The memories of the first English civil war between Charles and the parliamentarians likely also hung in the back of Brougham’s mind. Then, as in 1820, an unpopular king, famed for his extravagances, was established against his citizenry. This situation led to nine years of civil war, which saw hundreds of thousands killed and the monarchy overthrown.

When Brougham remarked that an attorney must discharge his duty, though it should be his unhappy fate to involve his country in confusion, he must have realised how close he was to driving his country to civil war. On June 7th, 1820, as the King’s counsellors debated their case against Queen Caroline, a radical printer, Mr William Benbow, posted flyers calling on the people to “illuminate for the queen this night.” That day, before being broken up by royalist soldiers, a mob formed, blocking off several streets and pelting passers-by with mud and insults if they would not support Queen Caroline. Regiments of soldiers had also begun taking sides, with some cavalrymen vowing to "fight up to their knees in blood for their queen."

Perhaps ironically, Brougham did not want to defend Queen Caroline or invoke the right of recrimination. Indeed, before the trial, Brougham remarked, "I [represent Caroline] involuntarily and after having done all I could to avoid it.” He also strongly advocated settling the matter privately and without public notice. Brougham was also personally convinced that Caroline was likely guilty of the crime. In all his dealings, it would appear that Brougham was not inclined to personal fame or to overthrow the government through Caroline. Yet, when it came to trial, Brougham was willing to forgo his convictions and sense of patriotism to defend Caroline zealously. 

On the one hand, this historical example teaches us that an important part of preventing social polarisation from limiting some group’s access to justice is that lawyers must be willing to take personal risks. To risk the ire of society, the damage to their reputation, and their own life and limb to represent an unpopular client is personal heroism.
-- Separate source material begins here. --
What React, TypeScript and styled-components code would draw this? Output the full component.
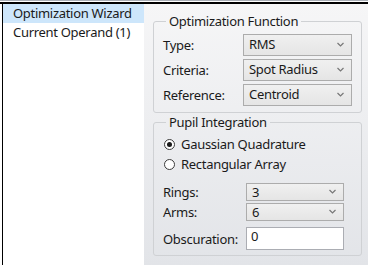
import styled, { createGlobalStyle } from "styled-components";

const Global = createGlobalStyle`
  html, body {
    margin: 0;
    padding: 0;
    background: #ffffff;
  }
  body {
    font-family: "Noto Sans", "Noto Sans CJK SC", sans-serif;
    font-size: 13px;
    letter-spacing: -0.3px;
    color: #1a1a1a;
  }
`;

const Window = styled.div`
  width: 368px;
  height: 265px;
  box-sizing: border-box;
  border-top: 1px solid #a9aeb6;
  display: flex;
  flex-direction: column;
  overflow: hidden;
`;

const Body = styled.div`
  flex: 1;
  display: flex;
  border-top: 2px solid #000000;
  margin-top: 1px;
`;

const Nav = styled.div`
  width: 141px;
  border-left: 1px solid #000000;
  margin-left: 2px;
  background: #ffffff;
`;

const NavItem = styled.div<{ $selected?: boolean }>`
  height: 19px;
  line-height: 19px;
  padding-left: 10px;
  background: ${(p) => (p.$selected ? "#cde6fb" : "transparent")};
  white-space: nowrap;
`;

const Pane = styled.div`
  flex: 1;
  background: linear-gradient(#f6f6f7, #e2e4e8);
  padding: 9px 6px 0 9px;
  display: flex;
  flex-direction: column;
  gap: 1px;
`;

const Group = styled.fieldset<{ $padTop: number; $padRight: number }>`
  margin: 0;
  border: 1px solid #cfd1d4;
  border-radius: 3px;
  padding: ${(p) => p.$padTop}px ${(p) => p.$padRight}px 5px 9px;
  display: flex;
  flex-direction: column;
`;

const Legend = styled.legend`
  padding: 0 3px;
  margin-left: 3px;
  font-size: 13px;
  line-height: 16px;
`;

const FieldRow = styled.div<{ $labelWidth: number; $height: number; $gapAbove?: number }>`
  display: grid;
  grid-template-columns: ${(p) => p.$labelWidth}px 1fr;
  align-items: center;
  height: ${(p) => p.$height}px;
  margin-top: ${(p) => p.$gapAbove ?? 0}px;
`;

const Label = styled.span`
  white-space: nowrap;
`;

const Select = styled.div<{ $tall?: boolean }>`
  height: ${(p) => (p.$tall ? 22 : 18)}px;
  box-sizing: border-box;
  border: 1px solid #acacac;
  background: linear-gradient(#f0f0f0, #e5e5e5);
  display: flex;
  align-items: center;
  justify-content: space-between;
  padding: 0 7px 1px 5px;
  line-height: 16px;
`;

const Arrow = styled.svg`
  width: 7px;
  height: 5px;
  flex: none;
`;

const TextBox = styled.div`
  height: 23px;
  box-sizing: border-box;
  border: 1px solid #abadb3;
  background: #ffffff;
  padding: 0 4px;
  line-height: 16px;
`;

const RadioRow = styled.label`
  display: flex;
  align-items: center;
  gap: 6px;
  height: 20px;
  padding-left: 1px;
`;

const RadioDot = styled.span<{ $checked?: boolean }>`
  width: 11px;
  height: 11px;
  box-sizing: border-box;
  border-radius: 50%;
  border: 1px solid #3c3c3c;
  background: #ffffff;
  display: flex;
  align-items: center;
  justify-content: center;
  &::after {
    content: "";
    width: 5px;
    height: 5px;
    border-radius: 50%;
    background: ${(p) => (p.$checked ? "#1a1a1a" : "transparent")};
  }
`;

function Combo({ value, tall }: { value: string; tall?: boolean }) {
  return (
    <Select $tall={tall}>
      <span>{value}</span>
      <Arrow viewBox="0 0 7 5">
        <path d="M0.5 1 L3.5 4 L6.5 1" fill="none" stroke="#777" strokeWidth="1.2" />
      </Arrow>
    </Select>
  );
}

export default function App() {
  return (
    <Window>
      <Global />
      <Body>
        <Nav>
          <NavItem $selected>Optimization Wizard</NavItem>
          <NavItem>Current Operand (1)</NavItem>
        </Nav>
        <Pane>
          <Group $padTop={3} $padRight={9}>
            <Legend>Optimization Function</Legend>
            <FieldRow $labelWidth={80} $height={25}>
              <Label>Type:</Label>
              <Combo value="RMS" tall />
            </FieldRow>
            <FieldRow $labelWidth={80} $height={25}>
              <Label>Criteria:</Label>
              <Combo value="Spot Radius" tall />
            </FieldRow>
            <FieldRow $labelWidth={80} $height={25}>
              <Label>Reference:</Label>
              <Combo value="Centroid" tall />
            </FieldRow>
          </Group>
          <Group $padTop={4} $padRight={17}>
            <Legend>Pupil Integration</Legend>
            <RadioRow>
              <RadioDot $checked />
              Gaussian Quadrature
            </RadioRow>
            <RadioRow>
              <RadioDot />
              Rectangular Array
            </RadioRow>
            <FieldRow $labelWidth={83} $height={20} $gapAbove={8}>
              <Label>Rings:</Label>
              <Combo value="3" />
            </FieldRow>
            <FieldRow $labelWidth={83} $height={20}>
              <Label>Arms:</Label>
              <Combo value="6" />
            </FieldRow>
            <FieldRow $labelWidth={83} $height={23} $gapAbove={5}>
              <Label>Obscuration:</Label>
              <TextBox>0</TextBox>
            </FieldRow>
          </Group>
        </Pane>
      </Body>
    </Window>
  );
}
Yet heroism alone is insufficient. Polarisation is a problem that requires institutional solutions. Indeed, one major legal development resulting from Brougham’s representations of Queen Caroline was the “Cab Rank Rule” of legal ethics. As the Bar Council of the United Kingdom puts it, the rule is that “ barristers cannot discriminate between clients, and that they must take on any case provided that it is within their competence and they are available and appropriately remunerated.” Under Canadian legal ethical guidelines, there are no such requirements, and attorneys are free to decline a retainer because they disagree with a client’s cause or conduct. This is a fundamentally flawed position, with the consequence of reduced access to justice. 

The Cab Rank Rule can do much to protect access to justice. An attorney must take on a client, even if they disagree with their case, or disapprove of them, if the subject matter is within their competency. It would formalise the ancient principles of the legal system, stemming from the days when attorneys were known as “Sergeants [deriving from middle Latin for servant] at law,” that an advocate's role is not to judge but to serve and that the right to judge is for judges and juries alone. 

The Cab Rank Rule would also protect attorneys who willingly represent unpopular clients. Today, a layperson could point to an attorney who represents an incel murderer or polluting oil company and say: “You are a reprehensible person for representing a reprehensible party.” The Cab Rank Rule would allow the entire legal profession to respond: “This attorney is representing them because it is their ethical duty to do so.” This response would shield attorneys from public blame for carrying out a public good and necessity. 

As society becomes more polarised and rancorous, looking to the past may provide succour. It shows us the great personal risks that are involved in practicing law. It also provides a solution, the Cab Rank Rule, to ensure that the legal profession does not face criticism for doing its job—the duty of being an advocate, not judge, jury, and executioner.